Wie sieht es bezüglich der Angst einiger Fahrer aus? Bei einigen Leuten sind es vielleicht nicht einmal Vorurteile gegenüber Israel, sondern einfach nur Unkenntnis, warum sie sich für ein Team in einem anderen Land entscheiden.
Adams: Gute Frage. So etwas in Bezug auf Angst habe ich noch nie erlebt und ist mir auch noch nie zu Ohren gekommen. Vielleicht räumen das Fahrer jedoch auch nicht ein… Aber ich bin auch nicht der Scout, der Fahrer rekrutiert und der die ersten Diskussionen führt.

Bei Nils Politt haben Sie aber maßgeblich mitgeholfen
Adams: Dass ich persönlich mit Nils sprach, war die Ausnahme. Nur bei wenigen Fahrern habe ich persönlich interveniert und versucht, sie davon zu überzeugen, dass wir ein solides Programm haben. Ich habe das nur in ein paar strategischen Fällen gemacht, wo ich mir dachte, dass es Gewicht hätte, wenn der Teameigentümer mit den Fahrern sprechen würde.
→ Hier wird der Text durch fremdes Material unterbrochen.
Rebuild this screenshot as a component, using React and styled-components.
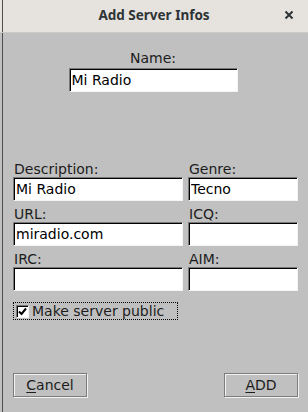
import React from "react";
import styled, { createGlobalStyle } from "styled-components";

const Global = createGlobalStyle`
  html, body {
    margin: 0;
    padding: 0;
    background: #c0c0c0;
  }
  * {
    box-sizing: border-box;
  }
`;

const edge = `linear-gradient(to right, transparent 2px, #4e4e4e 2px, #4e4e4e 3px, transparent 3px)`;

const Window = styled.div`
  width: 308px;
  height: 412px;
  display: flex;
  flex-direction: column;
  background: ${edge}, #c0c0c0;
  font-family: "DejaVu Sans", sans-serif;
  font-size: 14px;
  color: #1c1c1c;
  overflow: hidden;
`;

const TitleBar = styled.div`
  height: 33px;
  flex: none;
  display: flex;
  align-items: center;
  justify-content: center;
  position: relative;
  background: ${edge}, #e6e3df;
  border-bottom: 1px solid #cdc9c4;
`;

const Title = styled.div`
  font-family: "Noto Sans", sans-serif;
  font-weight: 700;
  font-size: 13.5px;
  color: #2e3436;
  padding-bottom: 2px;
`;

const Close = styled.button`
  position: absolute;
  right: 14px;
  top: 10px;
  width: 10px;
  height: 10px;
  padding: 0;
  border: none;
  background: none;
  display: flex;
`;

const Body = styled.div`
  flex: 1;
  display: flex;
  flex-direction: column;
  padding: 17px 10px 0 13px;
`;

const NameBlock = styled.div`
  display: flex;
  flex-direction: column;
  align-items: center;
  gap: 2px;
  padding-right: 5px;
`;

const Label = styled.label`
  display: block;
  height: 16px;
  line-height: 16px;
  padding-left: ${(p) => (p.$pad ? "1px" : "0")};
`;

const Input = styled.input`
  display: block;
  width: ${(p) => p.$w || "100%"};
  height: 24px;
  margin: 0;
  padding: 0 2px 1px;
  font-family: "DejaVu Sans", sans-serif;
  font-size: 14px;
  color: #000;
  background: #fff;
  border-style: solid;
  border-width: 1px;
  border-color: #7a7a7a #f4f4f4 #f4f4f4 #7a7a7a;
  box-shadow: inset 1px 1px 0 #000;
  outline: none;
`;

const Grid = styled.div`
  margin-top: 69px;
  display: grid;
  grid-template-columns: 170px 110px;
  column-gap: 5px;
  row-gap: 5px;
`;

const Field = styled.div`
  display: flex;
  flex-direction: column;
  gap: 0;
`;

const CheckRow = styled.label`
  margin-top: 11px;
  align-self: flex-start;
  width: 165px;
  height: 18px;
  display: flex;
  align-items: center;
  gap: 3px;
  padding-left: 2px;
  border: 1px dotted #000;
`;

const Box = styled.span`
  width: 13px;
  height: 13px;
  display: flex;
  align-items: center;
  justify-content: center;
  background: #fff;
  border-style: solid;
  border-width: 1px;
  border-color: #7a7a7a #f4f4f4 #f4f4f4 #7a7a7a;
  box-shadow: inset 1px 1px 0 #000;
`;

const CheckText = styled.span`
  font-size: 14px;
  line-height: 16px;
`;

const Buttons = styled.div`
  margin-top: auto;
  margin-bottom: 15px;
  display: flex;
  justify-content: space-between;
`;

const Button = styled.button`
  width: 74px;
  height: 24px;
  padding: 0 0 1px;
  font-family: "DejaVu Sans", sans-serif;
  font-size: 14px;
  color: #1c1c1c;
  background: #c0c0c0;
  border: 1px solid #7c7c7c;
  box-shadow: inset 1px 1px 0 #f2f2f2, 1px 1px 0 #f2f2f2;
  u {
    text-decoration-thickness: 1px;
    text-underline-offset: 2px;
  }
`;

const fields = [
  ["Description:", "Mi Radio", "Genre:", "Tecno"],
  ["URL:", "miradio.com", "ICQ:", ""],
  ["IRC:", "", "AIM:", ""],
];

export default function App() {
  return (
    <Window>
      <Global />
      <TitleBar>
        <Title>Add Server Infos</Title>
        <Close aria-label="close">
          <svg width="10" height="10" viewBox="0 0 10 10">
            <path d="M1.5 1.5 L8.5 8.5 M8.5 1.5 L1.5 8.5" stroke="#2e3436" strokeWidth="2" />
          </svg>
        </Close>
      </TitleBar>
      <Body>
        <NameBlock>
          <Label>Name:</Label>
          <Input $w="169px" defaultValue="Mi Radio" />
        </NameBlock>
        <Grid>
          {fields.map(([l1, v1, l2, v2]) => (
            <React.Fragment key={l1}>
              <Field>
                <Label $pad>{l1}</Label>
                <Input defaultValue={v1} />
              </Field>
              <Field>
                <Label $pad>{l2}</Label>
                <Input defaultValue={v2} />
              </Field>
            </React.Fragment>
          ))}
        </Grid>
        <CheckRow>
          <Box>
            <svg width="9" height="9" viewBox="0 0 9 9">
              <path d="M1 4.5 L3.5 7 L8 1.5" stroke="#000" strokeWidth="2" fill="none" />
            </svg>
          </Box>
          <CheckText>Make server public</CheckText>
        </CheckRow>
        <Buttons>
          <Button>
            <u>C</u>ancel
          </Button>
          <Button>
            <u>A</u>DD
          </Button>
        </Buttons>
      </Body>
    </Window>
  );
}
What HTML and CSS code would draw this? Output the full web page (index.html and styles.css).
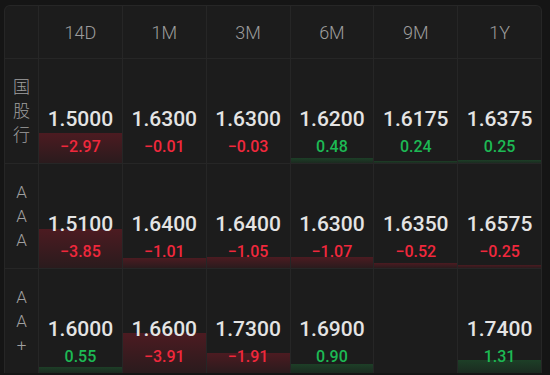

Ich habe das (die Angst) selber nie persönlich erlebt, da müssten sie unseren Sportdirektor Kjell Carlström fragen. Aber es ist einer von vielen Gründen, warum wir das Trainingscamp in Israel abhalten, so dass die Fahrer das ganze Land kennenlernen. Rudy Barbier kam letztes Jahr hierher fürs Trainingscamp. Er sagte mir: "Ich verstehe das nicht. Alle haben mir erzählt, das Land sei voller Soldaten. Wir sind jetzt eine Woche hier gewesen und ich habe nicht einen einzigen Soldaten gesehen. Wenn man nach Paris geht, sieht man hunderte oder tausende Soldaten in den Straßen." Wir versuchen ihnen zu zeigen, dass dies das Land ist, wie es ist, kein Fake, nicht Hollywood. Kommt, seht und erlebt es selber!

Sind die Vorurteile nicht auch verständlich? Denn zum Bild, das die Welt von Israel hat, ist, gehört auch der Krieg, der gleich um die Ecke ist!
Adams: Das alles stimmt. In meiner Rolle als Botschafter lade ich jedes Jahr eine Gruppe kanadischer Parlamentarier ein. Von allen Parteien. Sie kommen nur zum Besuch nach Israel. Ich frage sie als Gastgeber jeweils als Erstes: Wie viele von euch haben Familie oder Freunde, die euch gefragt haben, ob ihr wirklich nach Israel reisen wollt? Aber schon am folgenden Tag können wir drüber lachen, sobald wir in der Stadt rumlaufen und sie sehen, wie es bei uns wirklich ist!

Sylvan Adams gehört zu den reichsten Leuten in Israel. Er übernahm 1992 von seinem Vater das milliardenschwere kanadische Immobilien-Unternehmen Iberville, das der gelernte Gerber aus einfachsten Verhältnissen aufgebaut hatte. Adams vergrößerte das Vermögen. In den 80er Jahren lernte er bei einem freiwilligen Arbeitseinsatz in einem Kibbuz seine in Großbritannien geborene Frau Margaret kennen. Das Paar bekam vier Kinder. Adams bezeichnet sich als "Zionist“.